Photos by Junjie Koh

Where do people go for answers? My friend wasn’t exactly into saintly intercession or parental advice. That left us with the nature quest—a common enough refuge for gaining so-called clarity. We were at our respective crossroads, procrastinating on a decision that could easily define our next five years. To get out of our own heads, we somehow convinced ourselves, we had to get out of urban Manila for a few days. And it seemed to us—as we leafed through ecotourism brochures—that an encounter with the “largest fish in the world” offered just that type of grand-scale experience that would likely, in a manner of speaking, put us in our place.

The prospect of leaping into a giant’s watery domain demanded the reassurance that learning about them beforehand afforded. Whale sharks (Rhincodon typus), butanding to the locals, grow up to 60 feet and weigh up to 40 tons. Happily for us, they feed on plankton. This migratory species finds sanctuary in the protected waters around Donsol, Sorsogon from January to May (March to April being the best times to go).

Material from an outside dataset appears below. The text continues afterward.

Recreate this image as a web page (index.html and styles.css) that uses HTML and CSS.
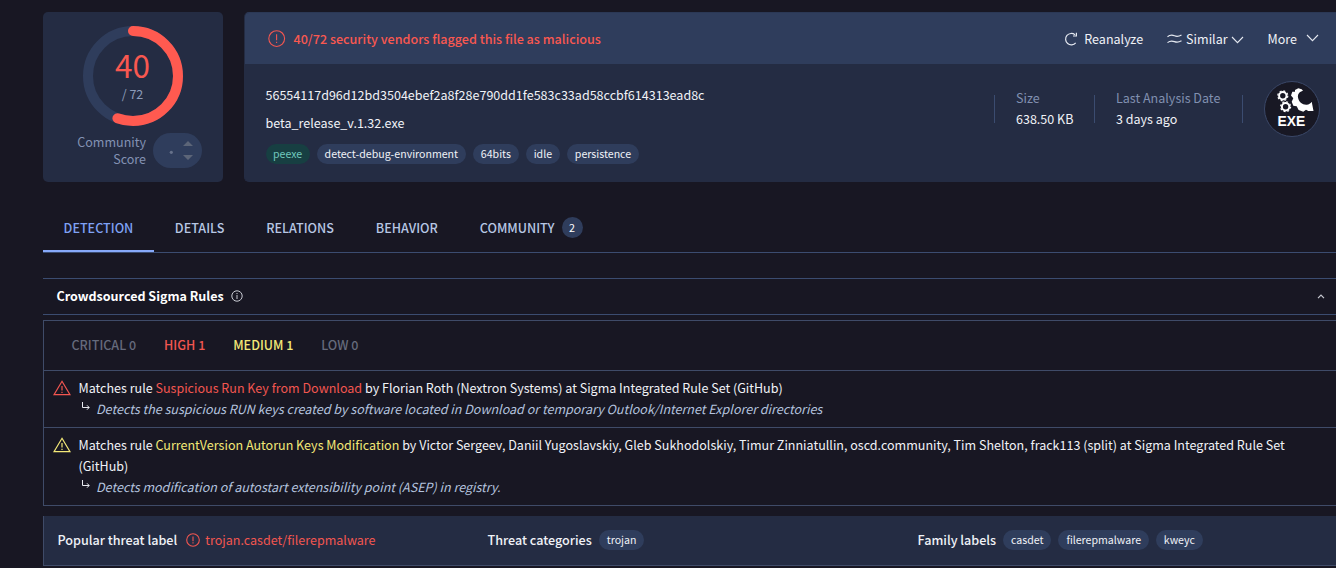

And so we went. A 45-minute daily flight from Manila to Legazpi City—some don’t mind the 10-hour bus travel from Cubao’s central terminal—followed by a one-hour ride by passenger van (taxi or buses will do too) delivered us to the Donsol tourism office and visitor center (mobile phone +63 927-2330364; butanding_donsol@yahoo.com or ecotourismdonsol@yahoo.com). We paid the registration fees (P100 for Filipinos, P300 for foreigners) and split the P3,500 group fee that covered boat rental and fees for the Butanding Interaction Officer (BIO) and spotter-guide. We brought cash because credit card facilities were not available, at least not yet. For accommodations, we were given plenty of choices: beach resort cottages like Woodland (mobile phone +63 921-9699544) and Amor Farm (+63 917-6941687) and several homestays.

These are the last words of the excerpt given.